Abstract
This paper explores one of the most debated topics regarding the arts, the relationship between artistic production and understandings of what constitutes ‘the real.’ The question of what is deemed real has played a constitutive role in perceptions and practices in the ongoing struggle over Palestine, and as scholars have shown, facts do not in themselves serve as proof of reality. As a result, great attention has been given to discursive and imaged constructions of reality in Palestine, as well as to the renderings of a people and their historical genealogy as mere fabrication.
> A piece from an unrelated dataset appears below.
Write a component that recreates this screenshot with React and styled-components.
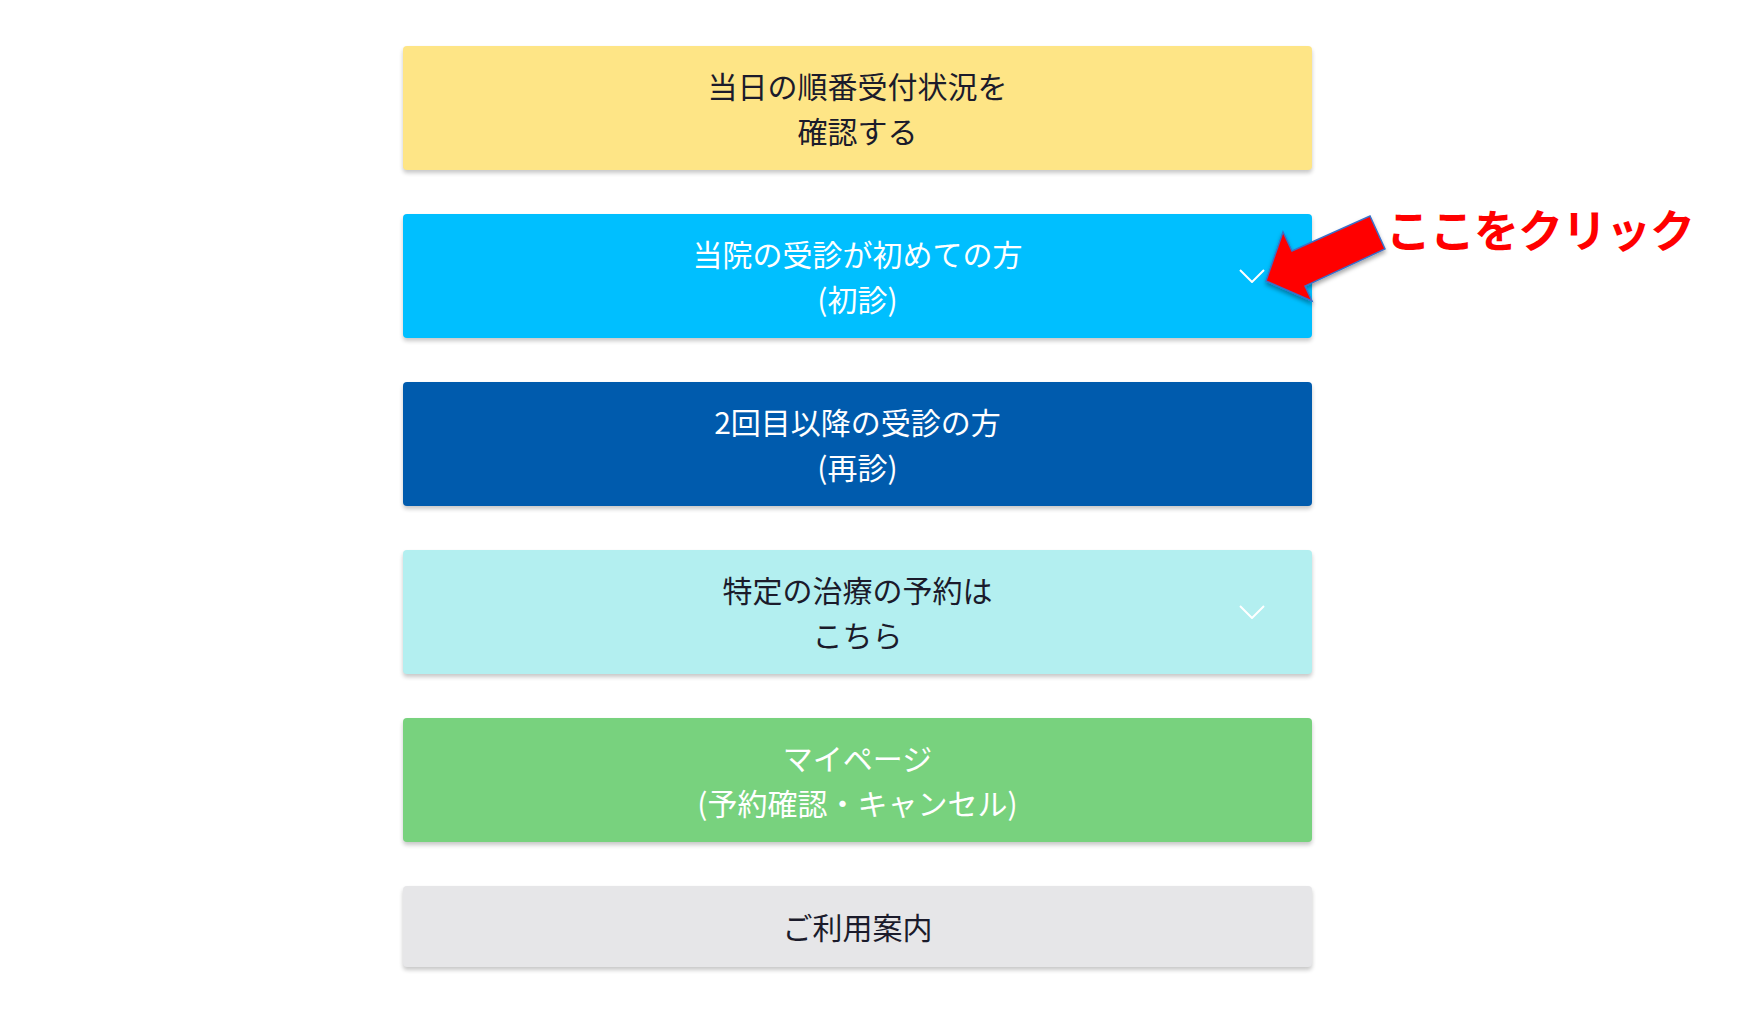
import React from 'react'
import styled, { createGlobalStyle } from 'styled-components'

const GlobalStyle = createGlobalStyle`
  html, body {
    margin: 0;
    background: #ffffff;
  }
  body {
    font-family: 'Noto Sans CJK JP', 'Noto Sans', sans-serif;
  }
`

const Page = styled.div`
  width: 1750px;
  min-height: 1013px;
  padding: 46px 0 0 403px;
  box-sizing: border-box;
`

const Menu = styled.div`
  display: flex;
  flex-direction: column;
  gap: 44px;
  width: 909px;
`

const MenuButton = styled.div`
  position: relative;
  display: flex;
  align-items: center;
  justify-content: center;
  height: ${p => p.$short ? '81px' : '124px'};
  background: ${p => p.$bg};
  color: ${p => p.$fg};
  border-radius: 4px;
  box-shadow: 0 3px 4px rgba(0, 0, 0, 0.22);
  font-size: 30px;
  line-height: 45px;
  text-align: center;
  cursor: pointer;
`

const Label = styled.span`
  display: block;
  white-space: pre-line;
`

const Chevron = styled.svg`
  position: absolute;
  right: 47px;
  top: 50%;
  margin-top: -7px;
`

// annotation drawn over the first-visit button
const ArrowMark = styled.svg`
  position: absolute;
  left: 847px;
  top: -5px;
  overflow: visible;
`

const ClickNote = styled.div`
  position: absolute;
  left: 983px;
  top: -8px;
  font-size: 45px;
  line-height: 1;
  font-weight: 700;
  color: #ff0000;
  letter-spacing: -1px;
  white-space: nowrap;
`

const buttons = [
  { text: '当日の順番受付状況を\n確認する', bg: '#fee586', fg: '#1b1b2b' },
  { text: '当院の受診が初めての方\n(初診)', bg: '#00bfff', fg: '#ffffff', chevron: true, note: true },
  { text: '2回目以降の受診の方\n(再診)', bg: '#005bad', fg: '#ffffff' },
  { text: '特定の治療の予約は\nこちら', bg: '#b3eff0', fg: '#1b1b2b', chevron: true },
  { text: 'マイページ\n(予約確認・キャンセル)', bg: '#78d27e', fg: '#ffffff' },
  { text: 'ご利用案内', bg: '#e6e6e8', fg: '#1b1b2b', short: true },
]

function ChevronDown() {
  return (
    <Chevron width="26" height="14" viewBox="0 0 26 14">
      <polyline points="1,1 13,13 25,1" fill="none" stroke="#ffffff" strokeWidth="2" />
    </Chevron>
  )
}

function ClickHere() {
  return (
    <>
      <ArrowMark width="140" height="100" viewBox="0 0 140 100">
        <defs>
          <filter id="arrowShadow" x="-20%" y="-20%" width="140%" height="150%">
            <feDropShadow dx="0" dy="3" stdDeviation="2" floodColor="#000" floodOpacity="0.35" />
          </filter>
        </defs>
        <polygon
          points="16,72 33,23 42,42 120,7 135,40 55,77 62,92"
          fill="#ff0000"
          stroke="#3a6fc8"
          strokeWidth="1.5"
          filter="url(#arrowShadow)"
        />
      </ArrowMark>
      <ClickNote>ここをクリック</ClickNote>
    </>
  )
}

export default function App() {
  return (
    <>
      <GlobalStyle />
      <Page>
        <Menu>
          {buttons.map(b => (
            <MenuButton key={b.text} $bg={b.bg} $fg={b.fg} $short={b.short}>
              <Label>{b.text}</Label>
              {b.chevron && <ChevronDown />}
              {b.note && <ClickHere />}
            </MenuButton>
          ))}
        </Menu>
      </Page>
    </>
  )
}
While studies on Palestinian cultural production have focused on an art/politics relationship, particularly within the material terms or allegory of a Palestinian nation, the question of the real has not been substantially theorized.
This paper focuses on the museum for two significant reasons: 1. The concept of the museum itself blurs the boundaries between art and politics, art object and socio-political reality; and 2. The role of museums in Palestine is historically connected to Palestinians’ desire for aesthetic and political self-representation. In particular, I investigate the Palestinian Museum, which is hoped to be a (if not the) leading cultural institution located in Palestine and which is promoted as the largest museum in the world devoted to Palestinians. Initially named The Palestinian Museum of Memory, it was conceived as a national museum that preserves and authenticates Palestine’s past. Its new configuration as a transnational museum that cultivates multi-vocal narratives of Palestine and the Palestinians constructs an alternative relationship to the real where narrative is privileged over fact and the constructedness of Palestine is assumed in place of an ontological understanding of the nation. The Museum, scheduled to open in 2016, is firmly embedded within a post-Oslo context where the land of Palestine and its people are continuously reconfigured and art and politics are shaped by future imaginaries of Palestinian reality.
This research offers a contextualization of museums not as sites of contestation between two peoples/two narratives but rather an assemblage of multiple ideologies and material and structural processes that contribute to understandings of how the real is conceptualized. Based on ethnographic research on the Museum (interviews, site visits, collection of brochures, press releases, newsletters, media reports), I situate my analysis within recent scholarship on museums in the Arab world that address questions of truth and authenticity, representations of reality, and global spectatorship.